Dei
grandi traumi, magari accaduti in epoca remota e infantile, è difficile parlare
perché il linguaggio con cui narrarli risulterebbe presumibilmente alterato,
sconnesso, lacunoso, minacciato da amnesie e rimozioni, poco razionale,
difficilmente referenziale. I grandi traumi si prestano idealmente al racconto
spostato, camuffato e deformato della narrativa, dell'invenzione, della
"menzogna" letteraria.
Al
contrario dei piccoli traumi, di cui forse è costellata la vita di molti, si
può parlare in maniera più disinvolta. Il mio piccolo grande trauma dell'età
adulta è stato il lavoro. Ebbi un licenziamento, o meglio un'interruzione
improvvisa del rapporto di lavoro, emotivamente quasi paragonabile, per come la
vissi personalmente, a un licenziamento in tronco, a ventinove anni, dopo due
anni che lavoravo stabilmente, continuativamente in una casa editrice. Mi si
disse semplicemente che non si aveva più bisogno di me da un momento all'altro.

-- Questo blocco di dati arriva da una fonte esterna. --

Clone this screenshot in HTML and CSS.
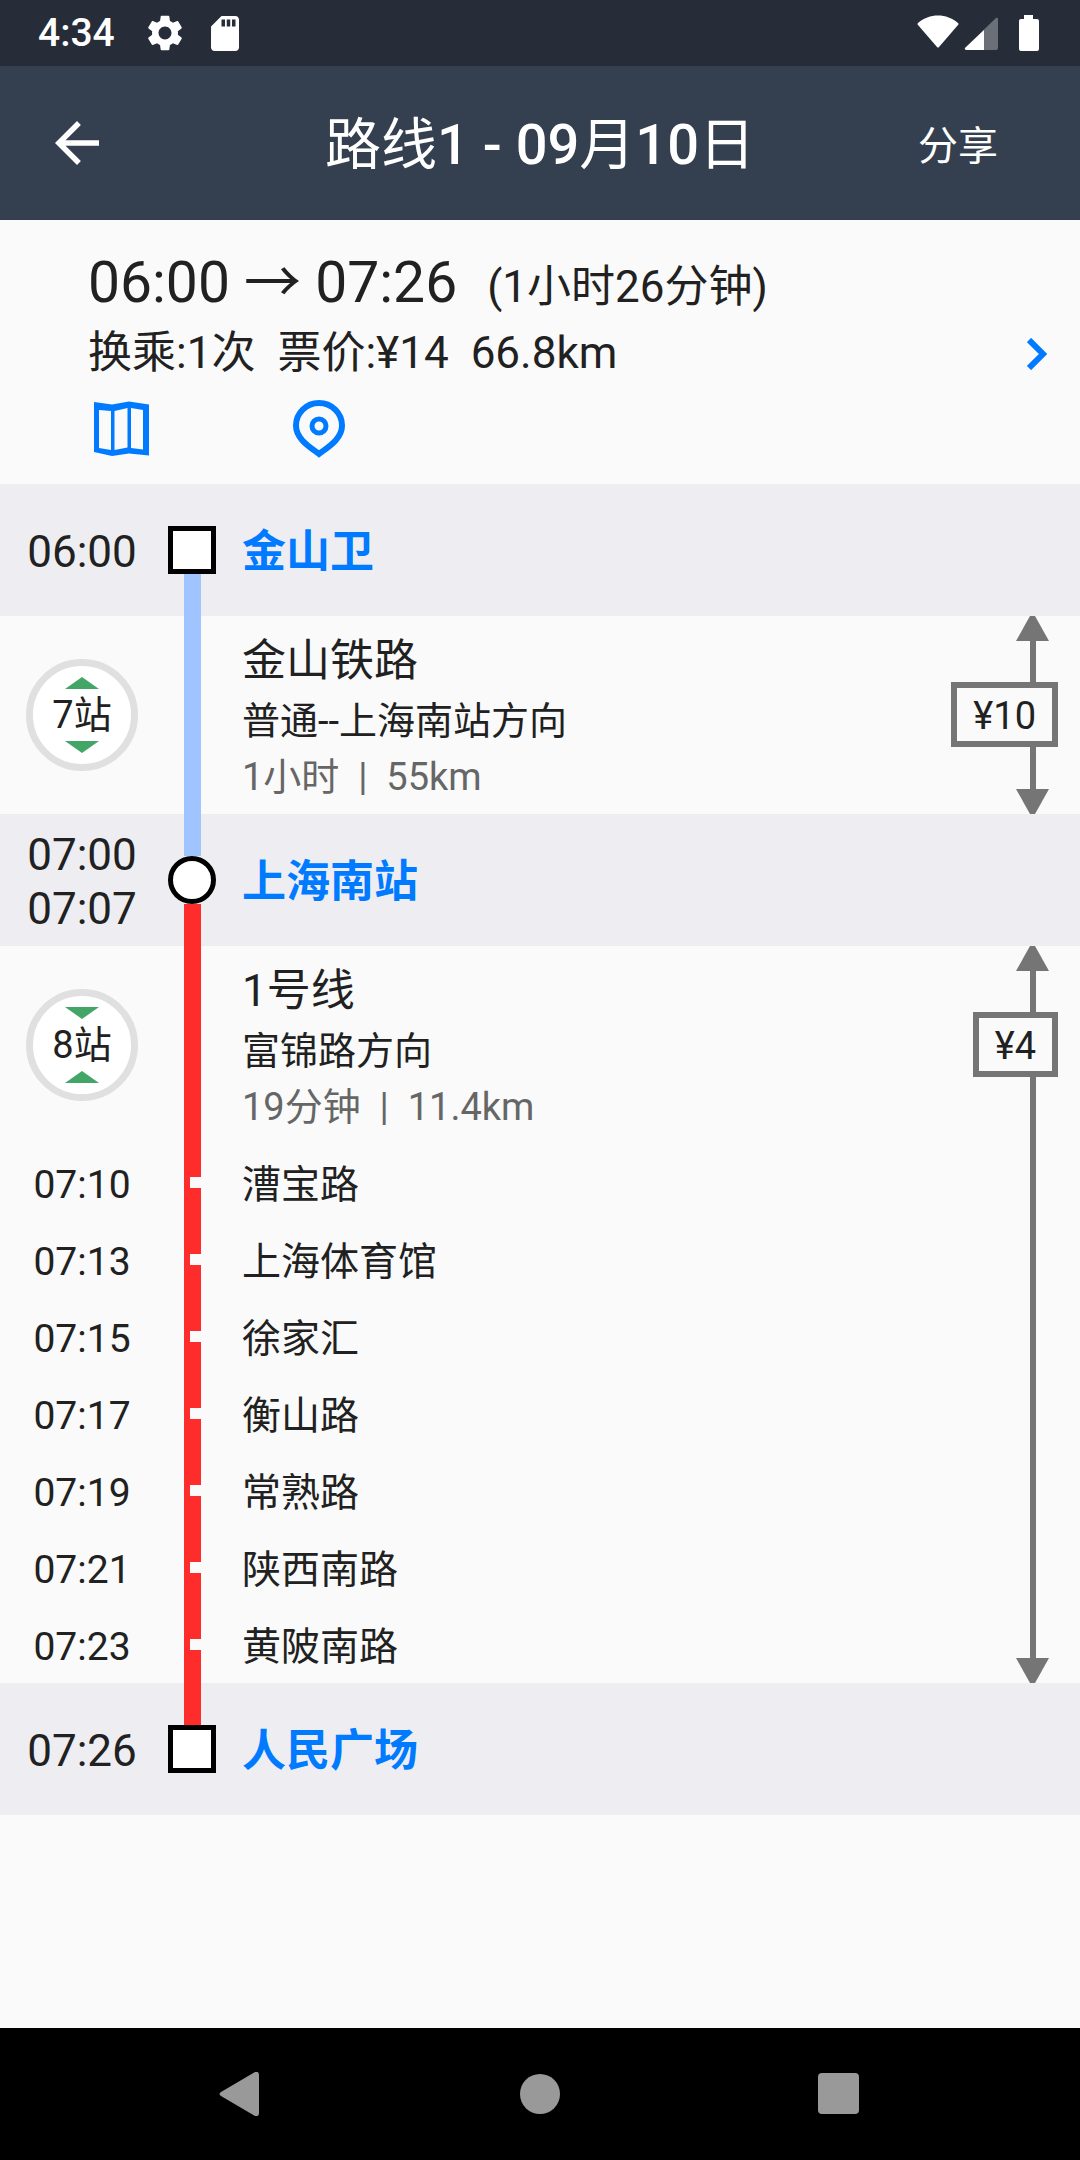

Non ero regolarmente assunta, ma una collaboratrice che si recava in sede tutti
i giorni e faceva orario d'ufficio come se fosse assunta allo stesso modo degli
altri, fatto un po' anomalo ma non poi tanto se confrontato con la vasta gamma di
particolarità offerte dal lavoro irregolare che contraddistingueva l'editoria
già nel passato. La mia situazione era sempre stata "appesa a un
filo", tuttavia con le speranze tipiche dei giovani pensavo che le cose si
sarebbero sistemate col tempo, nonostante avessi assistito pur in quel breve
periodo a un caso di licenziamento vero e proprio, e fossi al corrente del
fatto che il settore editoriale era già in piena ristrutturazione, con la
progressiva esternalizzazione di redattori approdati prematuramente alla
pensione o decisi a mettersi in proprio, che avevano costituito services editoriali e continuavano a
lavorare a pieno ritmo con l'azienda. Anni novanta.
La
perdita del lavoro da un giorno all'altro, il brusco allontanamento dall'ufficio
così su due piedi una mattina che avevo creduto uguale alle altre, fu per me
invece qualcosa che non mi aspettavo e che provocò dolore, rabbia e pensieri
furiosi. Lo stato di abbattimento originatosi alcuni anni prima, in occasione
di un altro piccolo grande trauma, la fine dell'università, si andò accentuando.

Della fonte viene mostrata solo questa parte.